Current context is working a supermarket stacking shelves. It works for me on paper in a lot of ways. However I am finding myself getting stupidly wound up over non-significant issues. Mainly where colleagues have just chucked products randomly on the shelf to 'hide' it in a gap - in the wrong place/not the right ticket/price. So to put out my items, I often have to spend extra time rearranging things. I know this is minimum wage slave stuff and so so insignificant. Which then sets off internal spirals for me beating myself up that I am getting so frustrated at such small things.
If I am being paid to do something then I feel the need to do it 'properly' - yes there will be honest mistakes but not to the level I keep finding from others. (E.g finding entire boxes of out of date bacon/sausages on the shop floor that hadn't been rotated because they'd been shoved in the back of the wrong place - some even weeks out of date).
Dunno what I'm trying to achieve here. Probably part venting but part wanting to try getting some understanding.
- Folk who also are in minimum wage slave jobs, how do you not feel bad for actively cutting corners (if you do) when you know it will impact a fellow minimum wage slave colleague? Or is it a 'looking-after-number-one' thing? Surviving the mess that is the world where big bosses far removed from the job itself set unobtainable targets and the conveyor belt will never slow down or stop for anyone to catch up - but the bosses get their bigger and bigger profits.
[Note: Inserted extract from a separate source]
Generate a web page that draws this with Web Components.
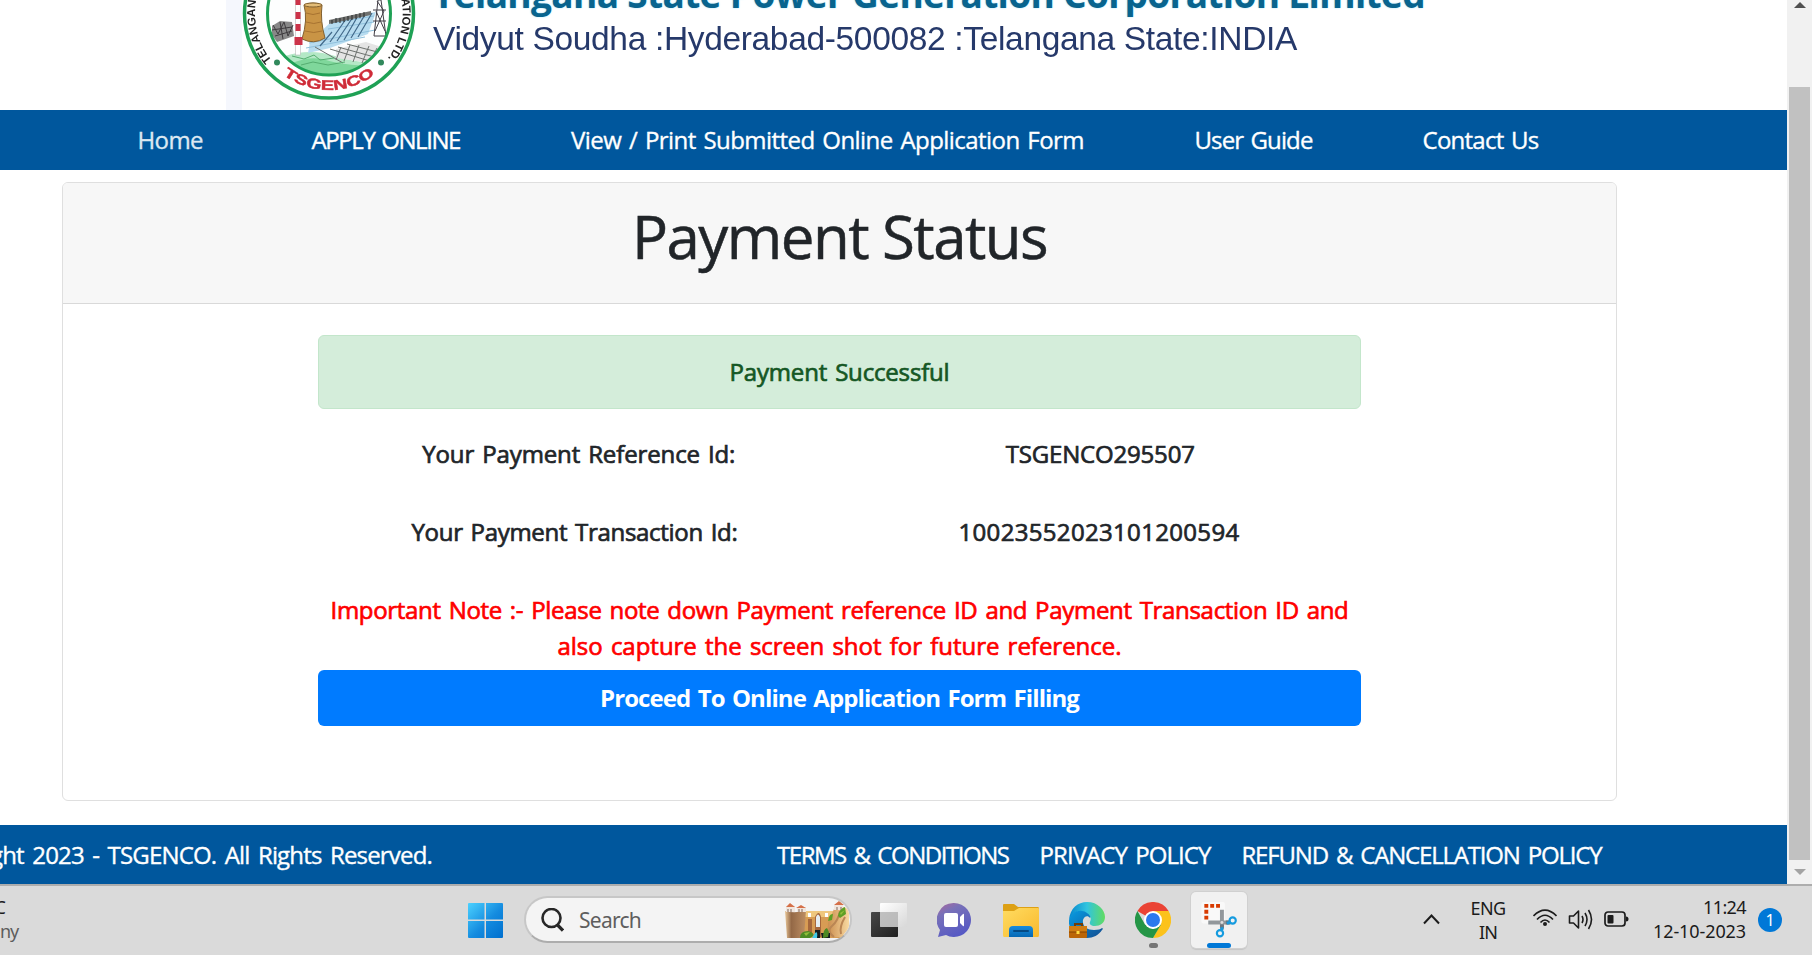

Further context - we are mega short staffed across the whole store and so everything is some compromise or another
- Where has the value of helping each other/teamwork seem to have gone? I feel like its rarer and rarer to find the 'you scratch my back, I'll scratch yours' mentality any more.
- Any tips for trying to break the cycle of small frustrations rapidly turning into massive spirals beating myself up? (Had to walk off the shop floor last night and get a coffee/change of scenery to stop bursting into tears or walking out feeling totally incompetent when I think I'm fine, just slow so not meeting targets/expectations which are impossible).